Archive for April, 2013

Ninety years ago . . .

Wednesday, April 17th, 2013

This would be Dadbo’s 90th birthday, had he not been lost to us nearly 20 years ago. For the rest of my life I shall create pictures of him. As I’ve said before, I can’t know what he’d think of that, but I suspect his feelings would be mixed. Modest enough to be uncomfortable with the practice, he might have approved, on the other hand, of my using his image as a mechanism for continuous artistic investigation. It’s natural for me to think about him on his birthday and how enhanced my life would be if I still had access to his wisdom, evolving perspective, and keen sense of leadership. Whether we comprehend it or not, each of us has a meaningful influence by our very presence in the drama of existence, affecting our world and others in countless ways. Perhaps our departures from the stage will be less profound than his, depending on how each of us has played our part. When one is as beloved as my namesake, the absence is a deeply felt void which sends wide ripples across the surface of family life. And so, it is a day for me to pay tribute, in the springtime he cherished, and to declare that I shall love him forever.
 

Variations on a Theme by Grandybo, Part Eight
mixed-media collage by J A Dixon, 2006
collection of Alyxandria Kenner

Gaps Not Bridged

Saturday, April 13th, 2013

“Never lose sight of love and kindness for family, Clan, and friends. Family comes first and many times we make or seem to make it last.”
— Grandybo

Why is the sweetness and sorrow so ever-present, tipping this way and that, like the child’s teeter-totter of oldenday?

Dana’s splendid birthday celebration with friends has been bookended for me by the deaths of my Uncle Jack and Jonathan Winters. That both of these men departed within a week of each other feels strange to me, because I always associated one to the other in my mind.

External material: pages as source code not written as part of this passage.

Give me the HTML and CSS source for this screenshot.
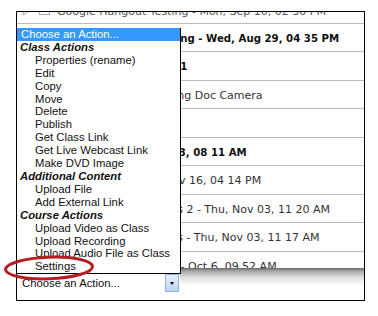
FILE: index.html
```html
<!DOCTYPE html>
<html lang="en">
<head>
    <meta charset="UTF-8">
    <title>Choose an Action</title>
    <link rel="stylesheet" href="styles.css">
</head>
<body>
    <div class="frame">
        <div class="scroller">
            <div class="rows">
                <div class="row first">
                    <span class="ico"><svg width="8" height="10" viewBox="0 0 8 10"><path d="M1 1 L7 5 L1 9 Z" fill="none" stroke="#a8a8a8" stroke-width="1"/></svg></span>
                    <span class="ico wide"><svg width="11" height="8" viewBox="0 0 11 8"><rect x="0.5" y="0.5" width="10" height="7" fill="none" stroke="#a8a8a8"/></svg></span>
                    <span class="title">Google Hangout Testing - Mon, Sep 10, 02 30 PM</span>
                </div>
                <div class="row"><span class="ico"></span><span class="ico wide"></span><span class="title bold">Google Hangout Testing - Wed, Aug 29, 04 35 PM</span></div>
                <div class="row"><span class="ico"></span><span class="ico wide"></span><span class="title bold">Google Hangout Test 1</span></div>
                <div class="row"><span class="ico"></span><span class="ico wide"></span><span class="title">Hangout Test - Samsung Doc Camera</span></div>
                <div class="row"><span class="ico"></span><span class="ico wide"></span><span class="title">Lecture Capture Test</span></div>
                <div class="row"><span class="ico"></span><span class="ico wide"></span><span class="title bold">Webinar - Wed, Oct 03, 08 11 AM</span></div>
                <div class="row"><span class="ico"></span><span class="ico wide"></span><span class="title">Class Demo - Wed, Nov 16, 04 14 PM</span></div>
                <div class="row"><span class="ico"></span><span class="ico wide"></span><span class="title">Google Hangouts Tests 2 - Thu, Nov 03, 11 20 AM</span></div>
                <div class="row"><span class="ico"></span><span class="ico wide"></span><span class="title">Google Hangouts Tests - Thu, Nov 03, 11 17 AM</span></div>
                <div class="row"><span class="ico"></span><span class="ico wide"></span><span class="title">Google Hangout Tests - Oct 6, 09 52 AM</span></div>
            </div>
        </div>

        <div class="footer">
            <div class="picker">
                <span>Choose an Action...</span>
                <span class="arrow"></span>
            </div>
        </div>

        <!-- the open dropdown list -->
        <div class="menu">
            <div class="opt selected">Choose an Action...</div>
            <div class="group">Class Actions</div>
            <div class="opt">Properties (rename)</div>
            <div class="opt">Edit</div>
            <div class="opt">Copy</div>
            <div class="opt">Move</div>
            <div class="opt">Delete</div>
            <div class="opt">Publish</div>
            <div class="opt">Get Class Link</div>
            <div class="opt">Get Live Webcast Link</div>
            <div class="opt">Make DVD Image</div>
            <div class="group">Additional Content</div>
            <div class="opt">Upload File</div>
            <div class="opt">Add External Link</div>
            <div class="group">Course Actions</div>
            <div class="opt">Upload Video as Class</div>
            <div class="opt">Upload Recording</div>
            <div class="opt">Upload Audio File as Class</div>
            <div class="opt">Settings</div>
        </div>
    </div>

    <svg class="mark" width="100" height="40" viewBox="0 0 100 40">
        <ellipse cx="49" cy="19" rx="43.5" ry="10.8" transform="rotate(-2 49 19)" fill="none" stroke="#b31f25" stroke-width="3"/>
    </svg>
</body>
</html>
```

FILE: styles.css
```css
body {
    margin: 0;
    background: white;
    font-family: "DejaVu Sans", Verdana, sans-serif;
}
.frame {
    position: relative;
    margin: 11px 0 0 16px;
    width: 347px;
    height: 288px;
    border: 1px solid #000;
    display: flex;
    flex-direction: column;
    background: white;
}
.scroller {
    height: 256px;
    overflow: hidden;
}
.rows {
    margin-top: -16.8px;
}
.row {
    height: 28.5px;
    border-bottom: 1px solid #bcbcbc;
    display: flex;
    align-items: center;
    padding: 2px 0 0 5px;
    box-sizing: border-box;
    font-size: 11px;
    color: #333;
    white-space: nowrap;
}
.row.first {
    color: #555;
    padding-top: 5px;
}
.ico {
    width: 17px;
    display: flex;
}
.ico.wide {
    width: 18px;
}
.bold {
    font-size: 10.2px;
    font-weight: bold;
    color: #111;
}
.footer {
    flex: 1;
    background: linear-gradient(#686868, #a5a5a5 3px, #dcdcdc 9px, #fff 17px);
}
.picker {
    margin-top: 6px;
    width: 163px;
    height: 18px;
    background: white;
    display: flex;
    align-items: center;
    justify-content: space-between;
    padding-left: 5px;
    box-sizing: border-box;
    font-family: "Liberation Sans", Arial, sans-serif;
    font-size: 11.3px;
    color: #111;
}
.arrow {
    width: 12px;
    height: 16px;
    margin-right: 1px;
    border: 1px solid #8fb2d8;
    background: linear-gradient(#e6f0fb, #bcd6f0);
    display: flex;
    align-items: center;
    justify-content: center;
}
.arrow::after {
    content: "";
    border-left: 2.5px solid transparent;
    border-right: 2.5px solid transparent;
    border-top: 3px solid #000;
}
.menu {
    position: absolute;
    left: -1px;
    top: 16px;
    width: 163px;
    border: 1px solid #000;
    border-top: none;
    background: white;
    font-family: "Liberation Sans", Arial, sans-serif;
    font-size: 11.3px;
    line-height: 12.9px;
    color: #111;
}
.opt {
    padding-left: 18px;
    white-space: nowrap;
}
.opt.selected {
    padding-left: 4px;
    background: #3399ff;
    color: white;
}
.group {
    padding-left: 3px;
    font-weight: bold;
    font-style: italic;
}
.mark {
    position: absolute;
    left: 0;
    top: 249px;
}
```
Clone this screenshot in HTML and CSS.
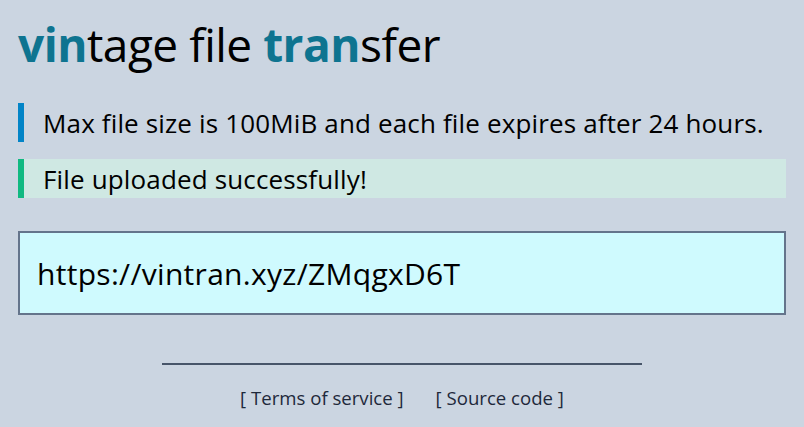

They were close in years lived, went to high school in the Dayton area, and both reached the prime of youth wanting to be cartoonists, just as I had done. Saying farewell to Uncle Jack comes, of course, with a deeper sense of loss, but I shall miss the unique, zany humor that made Winters so famous. Both men had a zest for life so characteristic of their great generation. I’m not aware that they knew each other, or had ever met, or that any of the Seitz brothers had met Winters, for that matter. It’s just that I had him linked to my uncle for my own odd reasons. Perhaps I was picking up on something that transcends coincidence, if such a thing even exists, but that is the substance of another journal entry, is it not?

Pop Seitz delayed giving his name, John, until the last of eleven children. (An act of humility?) When each had a first-born son, neither Uncle Jack nor my own dad would wait. (An act of pride?) Although Aunt Betty always called her husband by the name ‘John,’ he was always called ‘Jack’ within his family. In much the same way, the Dixons called the namesake of John by a different name— ‘Ed’ or ‘Eddie,’ the diminutive of his middle name. You may find it peculiar that I focus on these aspects, but it just happens to be the way in which I think.

Although I can empathize with Aunt Betty’s family as they endure the loss of a father, I cannot begin to comprehend how Mombo must feel to lose her “kid brother” and the only sibling who had remained among the original eleven. Art, Ginny, and Jack had always been a trio, and her early memories never fail to tie the threesome closely together. When I think of Uncle Jack, I think of his enthusiasm. If a subject was worthy of his attention, he was never half-hearted about it. We shared more than a name, but also talents and interests. Nonetheless, he was someone with whom I spent precious little time, as was so true with all my Seitz uncles. No matter how much one of my mom’s brothers seemed to like me, I could never make the proper effort to correspond or really connect. A generation should not be such a difficult gap to bridge, especially when there is respect, admiration, and affection. I’ve been blessed with more fine uncles than anyone could ever expect to have in one life. Studying and appreciating them from afar, I have squandered nearly every opportunity to discover the true man and to know him as a mentor or friend. This is the path of least resistance, I suppose. It’s probably what Grandybo was trying to impart in so many of his Clandestiny writings.

I once had an idea to create a gift— a strip of panels in the style of Milton Caniff called “Jack and the Renegades.” It always seemed too frivolous or too ambitious, depending on my state of mind. Today I realize that undoubtedly my time and effort was spent instead on something ambitious or frivolous that means nothing to me now. And yet, the cartoonist in me still lives, and has probably been kicking inside since I first found out that Uncle Jack was a cartoonist, too.

My heart is with him today, with his descendants, with my mother, and with everyone who loved him.